Traveling from Rwanda to the 1979 international convention in Nairobi, Kenya, was extremely difficult. The 29 assembly delegates—adults and children alike—were detained for the greater part of a day by soldiers in Uganda, then ruled by Idi Amin. Eventually reaching Nairobi, however, these conventioners greatly appreciated attending a spiritually rewarding assembly with fellow believers from 28 countries.
Appreciation for the light of truth and Jehovah’s undeserved kindness also is evident in the “pioneer” spirit of many Kingdom publishers in Rwanda. On the average, each publisher who is not in the full-time preaching work is spending between 20 and 25 hours monthly telling others the “good news” and conducting over one weekly Bible study with interested persons. And repeatedly it has happened that a new publisher has reported over 50 hours of evangelizing activity and three, four or even five Bible studies with others during a month!

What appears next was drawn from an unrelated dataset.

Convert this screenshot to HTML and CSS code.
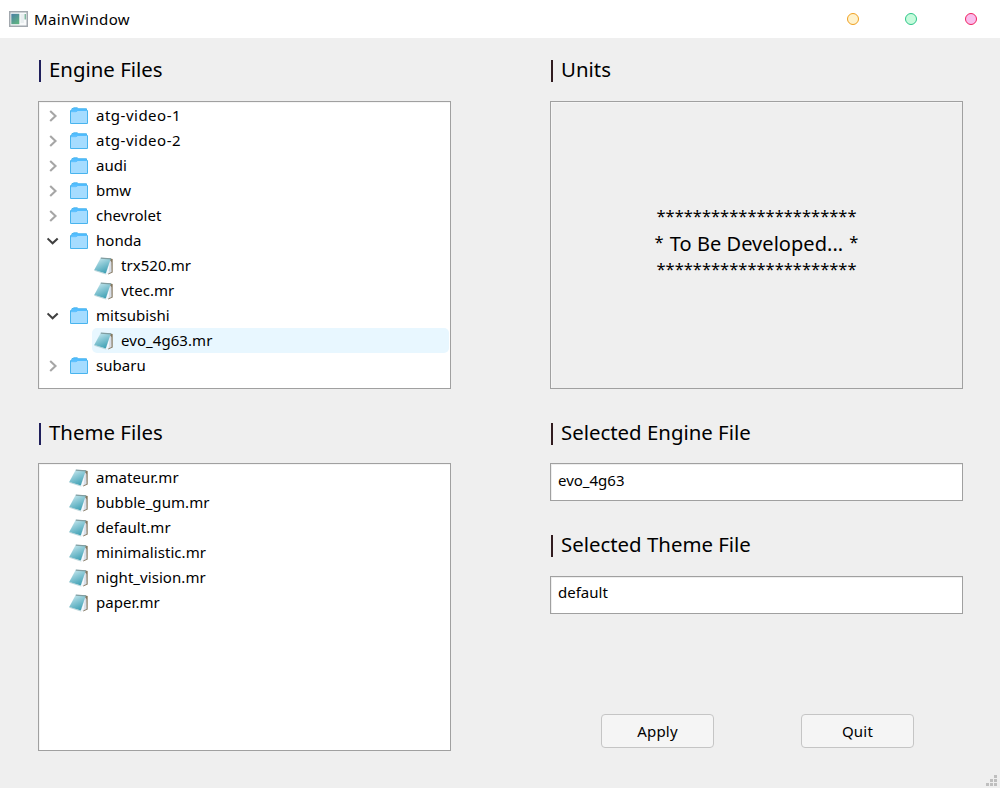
FILE: index.html
```
<!DOCTYPE html>
<html lang="en">
<head>
<meta charset="utf-8">
<title>MainWindow</title>
<link rel="stylesheet" href="styles.css">
</head>
<body>
<svg class="defs" width="0" height="0" aria-hidden="true">
  <defs>
    <linearGradient id="cover" x1="0.1" y1="0" x2="0.6" y2="1">
      <stop offset="0" stop-color="#d3edf2"/><stop offset="0.45" stop-color="#8cc9d6"/><stop offset="1" stop-color="#3fa0b4"/>
    </linearGradient>
    <linearGradient id="app" x1="0" y1="0" x2="0.6" y2="1">
      <stop offset="0" stop-color="#4a7fa5"/><stop offset="1" stop-color="#5fb184"/>
    </linearGradient>
    <symbol id="folder" viewBox="0 0 18 17">
      <path d="M1 5V2.5H2.5V1H7.5L8.5 1.8H16.5V5Z" fill="#52bdff"/>
      <path d="M.5 16.5V3.5H2V1.5H3L3.5 .8H7.5L8.5 1.8H16.5V3.5H17.5V16.5Z" fill="none" stroke="#48b4ee"/>
      <path d="M1 5.5H6L7.5 4H17V16H1Z" fill="#a5dcff"/>
      <path d="M1 3.5H7.5L6 5.5H1Z" fill="#60c2ff"/>
    </symbol>
    <symbol id="file" viewBox="0 0 20 18">
      <path d="M15.5 1.2L18.7 2V15.6L14 17.6Z" fill="#84775f"/>
      <path d="M15.5 2.5L17.4 5L17.6 15L12 17.6Z" fill="#d9dfe8"/>
      <path d="M15.8 4.5L14.6 16.2L11.6 17.3Z" fill="#f5f8fc"/>
      <path d="M6.8 .8L16.8 1.5L11.8 16.6L.2 13Z" fill="url(#cover)"/>
      <path d="M6.8 1.1L17 1.8" stroke="#819da0" stroke-width="1.2"/>
      <path d="M.4 13.3L11.8 17" stroke="#a9cbd2" stroke-width=".8"/>
    </symbol>
    <symbol id="right" viewBox="0 0 12 12"><path d="M3.2 1L8.5 6L3.2 11" fill="none" stroke="#a6a6a6" stroke-width="2.1"/></symbol>
    <symbol id="down" viewBox="0 0 12 12"><path d="M.5 3.4L5.6 8.2L10.7 3.4" fill="none" stroke="#404040" stroke-width="2.1"/></symbol>
  </defs>
</svg>
<div class="window">
  <header class="titlebar">
    <svg class="app-icon" viewBox="0 0 19 16">
      <rect x=".75" y=".75" width="17.5" height="14.5" fill="#f8fafb" stroke="#a2a8ae" stroke-width="1.5"/>
      <rect x="2.3" y="2.8" width="8" height="10.4" fill="url(#app)"/>
      <rect x="11.5" y="3" width="3.5" height="9" fill="#e9eef0"/>
      <rect x="15.6" y="3" width="1.2" height="5.5" fill="#63a98b"/>
    </svg>
    <span class="title">MainWindow</span>
    <span class="dots"><i class="dot minimize"></i><i class="dot maximize"></i><i class="dot close"></i></span>
  </header>
  <main class="content">
    <section class="column">
      <h2 class="heading navy"><span class="bar"></span>Engine Files</h2>
      <ul class="panel tree">
        <li class="row"><svg class="arrow"><use href="#right"/></svg><svg class="folder"><use href="#folder"/></svg><span class="name wide">atg-video-1</span></li>
        <li class="row"><svg class="arrow"><use href="#right"/></svg><svg class="folder"><use href="#folder"/></svg><span class="name wide">atg-video-2</span></li>
        <li class="row"><svg class="arrow"><use href="#right"/></svg><svg class="folder"><use href="#folder"/></svg><span class="name">audi</span></li>
        <li class="row"><svg class="arrow"><use href="#right"/></svg><svg class="folder"><use href="#folder"/></svg><span class="name">bmw</span></li>
        <li class="row"><svg class="arrow"><use href="#right"/></svg><svg class="folder"><use href="#folder"/></svg><span class="name">chevrolet</span></li>
        <li class="row"><svg class="arrow"><use href="#down"/></svg><svg class="folder"><use href="#folder"/></svg><span class="name">honda</span></li>
        <li class="row child"><svg class="file"><use href="#file"/></svg><span class="name">trx520.mr</span></li>
        <li class="row child"><svg class="file"><use href="#file"/></svg><span class="name">vtec.mr</span></li>
        <li class="row"><svg class="arrow"><use href="#down"/></svg><svg class="folder"><use href="#folder"/></svg><span class="name">mitsubishi</span></li>
        <li class="row child selected"><svg class="file"><use href="#file"/></svg><span class="name">evo_4g63.mr</span></li>
        <li class="row"><svg class="arrow"><use href="#right"/></svg><svg class="folder"><use href="#folder"/></svg><span class="name">subaru</span></li>
      </ul>
      <h2 class="heading navy second"><span class="bar"></span>Theme Files</h2>
      <ul class="panel tree">
        <li class="row top"><svg class="file"><use href="#file"/></svg><span class="name">amateur.mr</span></li>
        <li class="row top"><svg class="file"><use href="#file"/></svg><span class="name">bubble_gum.mr</span></li>
        <li class="row top"><svg class="file"><use href="#file"/></svg><span class="name">default.mr</span></li>
        <li class="row top"><svg class="file"><use href="#file"/></svg><span class="name">minimalistic.mr</span></li>
        <li class="row top"><svg class="file"><use href="#file"/></svg><span class="name">night_vision.mr</span></li>
        <li class="row top"><svg class="file"><use href="#file"/></svg><span class="name">paper.mr</span></li>
      </ul>
    </section>
    <section class="column">
      <h2 class="heading"><span class="bar"></span>Units</h2>
      <div class="panel units">
        <div class="stars">**********************</div>
        <div class="pending"><span class="star">*</span><span>To Be Developed...</span><span class="star">*</span></div>
        <div class="stars">**********************</div>
      </div>
      <h2 class="heading second"><span class="bar"></span>Selected Engine File</h2>
      <div class="field">evo_4g63</div>
      <h2 class="heading third"><span class="bar"></span>Selected Theme File</h2>
      <div class="field theme">default</div>
      <div class="actions"><button class="button">Apply</button><button class="button">Quit</button></div>
    </section>
  </main>
  <svg class="grip" viewBox="0 0 11 11"><path d="M8 0h3v3h-3zM4 4h3v3h-3zM8 4h3v3h-3zM0 8h3v3h-3zM4 8h3v3h-3zM8 8h3v3h-3z" fill="#bfbfbf"/></svg>
</div>
</body>
</html>
```
FILE: styles.css
```
* { box-sizing: border-box; }
body { margin: 0; font-family: "Noto Sans", "Open Sans", sans-serif; font-size: 15px; color: #000; }
.defs { position: absolute; }
.window { position: relative; width: 1000px; height: 788px; background: #efefef; overflow: hidden; }
.titlebar { display: flex; align-items: center; height: 38px; padding: 0 23px 0 9px; background: #fff; }
.app-icon { width: 19px; height: 16px; }
.title { margin-left: 6px; line-height: 38px; letter-spacing: .4px; }
.dots { display: flex; margin-left: auto; }
.dot { width: 12px; height: 12px; border: 1px solid; border-radius: 50%; }
.minimize { background: #fff2cc; border-color: #f0a020; }
.maximize { margin-left: 46px; background: #c6fbdc; border-color: #2fc68a; }
.close { margin-left: 48px; background: #f9bdec; border-color: #f02360; }
.content { display: grid; grid-template-columns: 413px 413px; column-gap: 99px; padding: 0 37px 0 38px; }
.column { display: flex; flex-direction: column; }
.heading { display: flex; align-items: center; height: 63px; margin: 0; padding-bottom: 2px; font-size: 20.4px; font-weight: 400; line-height: 28px; white-space: pre; }
.heading.second { height: 74px; padding-top: 14px; }
.heading.third { height: 75px; padding-top: 12px; }
.bar { width: 2px; height: 22px; margin: 4px 8px 0 1px; background: #321c20; }
.navy .bar { background: #20205c; }
.panel { height: 288px; margin: 0; padding: 1px; border: 1px solid #a0a0a0; box-shadow: inset 1px 1px #f5f5f5; }
.tree { background: #fff; list-style: none; }
.row { display: flex; align-items: center; height: 25px; padding-left: 7px; line-height: 25px; }
.name { letter-spacing: .06px; }
.name.wide { letter-spacing: .5px; }
.arrow { width: 12px; height: 12px; margin-top: 1px; }
.folder { width: 18px; height: 17px; margin: 0 8px 0 11px; }
.file { width: 20px; height: 18px; margin: 0 7px 0 0; }
.top { padding-left: 29px; }
.child { margin-left: 52px; padding-left: 2px; }
.selected { background: #e8f7ff; border-radius: 5px; }
.units { display: flex; flex-direction: column; align-items: center; padding: 100px 0 0; font-size: 20px; line-height: 27px; }
.stars { height: 26px; font-size: 16.5px; }
.pending { display: flex; gap: 6px; height: 27px; padding-top: 2px; letter-spacing: .05px; }
.star { font-size: 16.5px; line-height: 23px; }
.field { height: 38px; padding: 0 7px; background: #fff; border: 1px solid #a0a0a0; box-shadow: inset 1px 1px #eee; line-height: 32px; }
.field.theme { line-height: 30px; }
.actions { display: flex; gap: 87px; margin-top: 100px; padding-left: 51px; }
.button { width: 113px; height: 34px; padding: 0; border: 1px solid #c5c5c5; border-radius: 4px; background: #f5f5f5; font: inherit; letter-spacing: .2px; color: #000; }
.grip { position: absolute; right: 3px; bottom: 2px; width: 11px; height: 11px; }
```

But much Kingdom-preaching work remains to be done in this small, beautiful African land. Flying over Rwanda, a person sees numerous scattered homesteads. Apart from the well-watered plains of the Akagera National Park in the east, many people live along this country’s marshy riverbanks, on the rounded hilltops, near the green tea plantations, at the edges of the mountainous rain forest, on the many peninsulas of the scenic lakes and on the steep hillsides, even reaching up to the domain of the mountain gorilla on the forested slopes of the Virunga volcanoes. Efforts are being made to reach as many of these people as possible, both through visits in the more accessible homes and by meeting with them on market days.
Jehovah’s Witnesses here are grateful for God’s patience and for their opportunities to aid still others to take advantage of it. Divine patience can indeed be ‘considered as salvation’ for many, as is evident by a happy throng of worshipers of Jehovah in Rwanda.—2 Pet. 3:15.